Apesar disso, ganha corpo a idéia de que se está longe de ter feito o possível para enfrentar a praga das escutas - clandestinas ou autorizadas. Estas últimas - mais de 400 mil no ano passado - constituem uma aberração que enfim começa a ser reconhecida como tal na cúpula do Judiciário. "Devemos fazer mea culpa", diz o novo presidente do Superior Tribunal de Justiça (STJ), Cesar Asfor Rocha, sobre a "banalização" das quebras de sigilo telefônico determinadas por juízes em todo o País. Criou-se uma rotina perversa pela qual elas são solicitadas - e concedidas com naturalidade -, não para confirmar suspeitas robustas no curso de investigações policiais, mas para ver no que dá. Duas iniciativas contra os arrastões telefônicos entraram na ordem do dia, configurando um pacto entre o Judiciário e o Legislativo em defesa do que, nas palavras irrefutáveis do ministro Asfor, há de mais sagrado para qualquer cidadão, "o resguardo de sua intimidade".
De um lado, o Conselho Nacional de Justiça (CNJ), órgão de controle do Judiciário, presidido pelo titular do Supremo Tribunal Federal, está para emitir uma resolução contendo normas destinadas a orientar a magistratura diante de pedidos de escuta para apuração de delitos. De outro lado, o presidente do Senado, Garibaldi Alves, prevê que na próxima semana a Casa aprovará um projeto, negociado previamente com o Ministério da Justiça, estabelecendo parâmetros mais severos para a autorização e o acompanhamento das gravações telefônicas. De autoria do senador Jarbas Vasconcelos, do PMDB, a proposta estipula, entre outras restrições, que o juiz deverá consultar o Ministério Público antes de permitir o grampo requerido. Além disso, a cada 60 dias os responsáveis pelo respectivo inquérito deverão submeter ao juiz as gravações efetuadas para que confira se elas correspondem ao autorizado ou se descambaram para a bisbilhotagem.

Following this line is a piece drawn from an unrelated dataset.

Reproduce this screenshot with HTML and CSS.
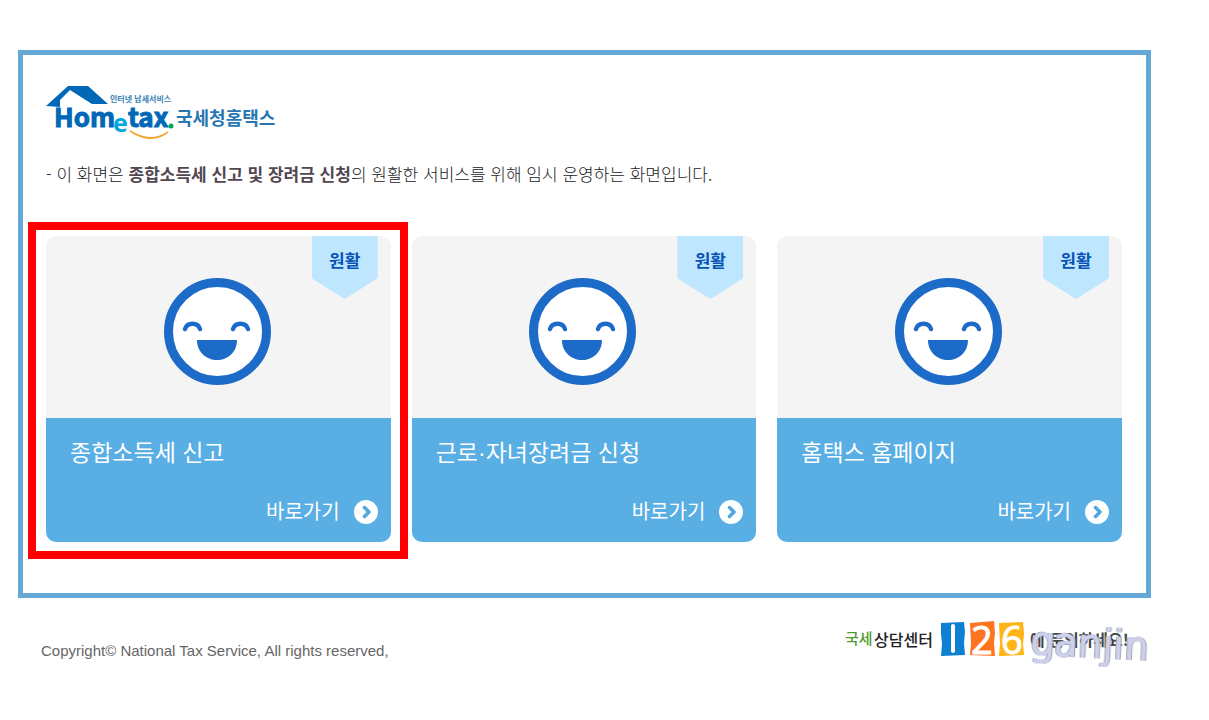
FILE: index.html
```html
<!DOCTYPE html>
<html lang="ko">
<head>
<meta charset="utf-8">
<meta name="viewport" content="width=device-width, initial-scale=1">
<title>국세청 홈택스</title>
<link rel="stylesheet" href="styles.css">
</head>
<body>
<svg class="defs" aria-hidden="true">
  <symbol id="smile" viewBox="0 0 107 107">
    <circle cx="53.5" cy="53.5" r="49" fill="#fff" stroke="#1c6bc8" stroke-width="9"/>
    <path d="M21 51c2-7 13-7 15 0M69 51c2-7 13-7 15 0" fill="none" stroke="#1c6bc8" stroke-width="4.500" stroke-linecap="round"/>
    <path d="M33 62h40c0 12-9 20-20 20s-20-8-20-20z" fill="#1c6bc8"/>
  </symbol>
  <symbol id="go" viewBox="0 0 24 24">
    <circle cx="12" cy="12" r="12" fill="#fff"/>
    <path d="M10.500 7.500l4.500 4.500-4.500 4.500" fill="none" stroke="#4fa8df" stroke-width="3.500" stroke-linecap="round" stroke-linejoin="round"/>
  </symbol>
</svg>
<main class="frame">
  <h1 class="logo">
    <svg class="logo-art" viewBox="0 0 230 56" role="img" aria-label="Hometax 국세청홈택스">
      <path d="M0 21L22 1H42L62 19H46L24 5L14 15V22z" fill="#0068b7"/>
      <text x="8" y="42" class="logo-en">Hom</text>
      <text x="67" y="47" class="logo-e">e</text>
      <text x="82" y="42" class="logo-en">tax</text>
      <circle cx="125" cy="41" r="2.500" fill="#00a651"/>
      <path d="M84 46q20 13 38 1q-16 13-38-1z" fill="#f2a32c" stroke="#f2a32c" stroke-width="1.500"/>
      <text x="64" y="17" class="logo-tag">인터넷 납세서비스</text>
      <text x="130" y="40" class="logo-ko">국세청홈택스</text>
    </svg>
  </h1>
  <p class="notice">- 이 화면은 <strong>종합소득세 신고 및 장려금 신청</strong>의 원활한 서비스를 위해 임시 운영하는 화면입니다.</p>
  <ul class="cards">
    <li class="card marked">
      <div class="status"><svg class="face" aria-hidden="true"><use href="#smile"/></svg><span class="badge">원활</span></div>
      <div class="body"><h2 class="title">종합소득세 신고</h2><a class="link" href="#">바로가기<svg class="arrow" aria-hidden="true"><use href="#go"/></svg></a></div>
    </li>
    <li class="card">
      <div class="status"><svg class="face" aria-hidden="true"><use href="#smile"/></svg><span class="badge">원활</span></div>
      <div class="body"><h2 class="title">근로·자녀장려금 신청</h2><a class="link" href="#">바로가기<svg class="arrow" aria-hidden="true"><use href="#go"/></svg></a></div>
    </li>
    <li class="card">
      <div class="status"><svg class="face" aria-hidden="true"><use href="#smile"/></svg><span class="badge">원활</span></div>
      <div class="body"><h2 class="title">홈택스 홈페이지</h2><a class="link" href="#">바로가기<svg class="arrow" aria-hidden="true"><use href="#go"/></svg></a></div>
    </li>
  </ul>
</main>
<footer class="footer">
  <p class="copy">Copyright© National Tax Service, All rights reserved,</p>
  <svg class="center" viewBox="0 0 308 52" role="img" aria-label="국세상담센터 126에 문의하세요!">
    <text x="2" y="26" class="hand green">국세</text>
    <text x="31" y="28" class="hand">상담센터</text>
    <path d="M98 5l23-1 1 10-1 11 1 12-24 1 1-12-1-10z" fill="#0d80d3"/>
    <path d="M127 5l24-2 1 12-1 10 1 13-25-1 1-12z" fill="#ff7420"/>
    <path d="M156 5l24-1 1 12-1 10 1 11-25 1 1-13z" fill="#ffb515"/>
    <path d="M110 8v25" class="digit-bar"/>
    <text x="128" y="36" class="digit">2</text>
    <text x="158" y="36" class="digit">6</text>
    <text x="187" y="28" class="ask">에 문의하세요!</text>
    <text x="187" y="36" class="mark" transform="rotate(3 187 36)">ganjin</text>
  </svg>
</footer>
</body>
</html>
```
FILE: styles.css
```css
* { box-sizing: border-box; }
body {
  margin: 0;
  padding: 50px 58px 40px 18px;
  background: #fff;
  color: #444;
  font-family: "Liberation Sans", "Noto Sans CJK KR", sans-serif;
}
.defs { position: absolute; width: 0; height: 0; }
.frame { border: 5px solid #65a8d5; padding: 30px 24px 51px 23px; }
.logo { margin: 0; line-height: 0; }
.logo-art { width: 230px; height: 56px; overflow: visible; }
.logo-en { font: bold 26px "Noto Sans CJK KR", sans-serif; fill: #0068b7; stroke: #0068b7; stroke-width: 1; }
.logo-e { font: bold 25px "Open Sans", sans-serif; fill: #00a5e3; }
.logo-tag { font: bold 8px "Noto Sans CJK KR", sans-serif; fill: #3b83b5; }
.logo-ko { font: bold 18px "Noto Sans CJK KR", sans-serif; fill: #2876b2; }
.notice { margin: 21px 0 0; color: #222; font-size: 17px; line-height: 24px; font-family: "Noto Sans CJK KR", sans-serif; font-weight: 300; }
.notice strong { font-weight: 700; color: #524650; }
.cards {
  display: grid;
  grid-template-columns: repeat(3, minmax(0, 1fr));
  gap: 21px;
  margin: 50px 0 0;
  padding: 0;
  list-style: none;
}
.card { position: relative; }
.marked::after { content: ""; position: absolute; inset: -14px -17px -17px -18px; border: 8px solid #f00; pointer-events: none; }
.status {
  position: relative;
  display: flex;
  justify-content: center;
  padding: 42px 2px 33px 0;
  border-radius: 10px 10px 0 0;
  background: #f4f4f4;
}
.face { width: 107px; height: 107px; }
.badge {
  position: absolute;
  top: 0;
  right: 13px;
  width: 66px;
  height: 63px;
  padding-top: 14px;
  background: #bfe6ff;
  clip-path: polygon(0 0, 100% 0, 100% 67%, 50% 100%, 0 67%);
  color: #0753b5;
  font-size: 17px;
  font-weight: 700;
  line-height: 24px;
  text-align: center;
}
.body {
  display: flex;
  flex-direction: column;
  padding: 19px 13px 16px 24px;
  border-radius: 0 0 10px 10px;
  background: #59aee4;
  color: #fff;
}
.title { margin: 0; font-size: 23px; font-weight: 400; line-height: 32px; }
.link {
  display: flex;
  align-items: center;
  align-self: flex-end;
  gap: 14px;
  margin-top: 29px;
  color: #fff;
  font-size: 20px;
  line-height: 28px;
  text-decoration: none;
}
.arrow { width: 24px; height: 24px; }
.footer { display: flex; justify-content: space-between; align-items: flex-start; padding: 20px 0 0 23px; }
.copy { margin: 23px 0 0; color: #666; font-size: 15px; line-height: 20px; }
.center { width: 308px; height: 52px; overflow: visible; }
.hand { font: 500 16px "Noto Sans CJK KR", sans-serif; fill: #222; }
.green { font-size: 15px; fill: #4d9c35; }
.digit-bar { stroke: #fff; stroke-width: 4; stroke-linecap: round; }
.digit { font: 38px "Open Sans", sans-serif; fill: #fff; stroke: #fff; stroke-width: 1; }
.ask { font: bold 16px "Noto Sans CJK KR", sans-serif; fill: #444; }
.mark {
  font: 200 39px "DejaVu Sans", sans-serif;
  fill: #ccd1ee;
  stroke: #ccd1ee;
  stroke-width: 2;
  stroke-linejoin: round;
  filter: drop-shadow(1px 0 0 #a4a4b0) drop-shadow(-1px 0 0 #a4a4b0);
}
```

Na mesma linha, o presidente do Superior Tribunal de Justiça propõe a criação de uma instância, na Corregedoria Nacional de Justiça, para julgar abusos. Ele cita o precedente do colegiado de juízes de primeiro grau instituído em São Paulo para receber denúncias de excessos cometidos por colegas. Não há por que recear que esses procedimentos necessariamente "inviabilizem" as escutas em investigações, como diz o procurador-geral da República, Antonio Fernando de Souza. Trata-se de inviabilizar aquelas a partir das quais os investigadores imaginam pescar indícios veementes de malfeitorias, o que deveria, isso sim, preceder as interceptações. Mais complexa é a repressão ao grampo clandestino, sobretudo quando feito por particulares. Em parte pelo acesso aos equipamentos eletrônicos que entram no País "até de forma legal", como admite Tarso Genro; em parte, no caso de órgãos públicos, quando o descontrole de suas atividades e a anarquia tolerada dentro deles é um incentivo aos arapongas a serviço seja lá de quem e do que for.
"O Estado não pode se tornar um Grande Irmão", disse ele, ao falar da nova versão do projeto do governo, já enviado ao Congresso, que aumenta as penas previstas no texto original para as escutas ilegais. Mas, conquanto desejável, o endurecimento das punições não exime o Planalto do principal: enquadrar e impor o estrito respeito à lei a organismos como a Abin e a Polícia Federal.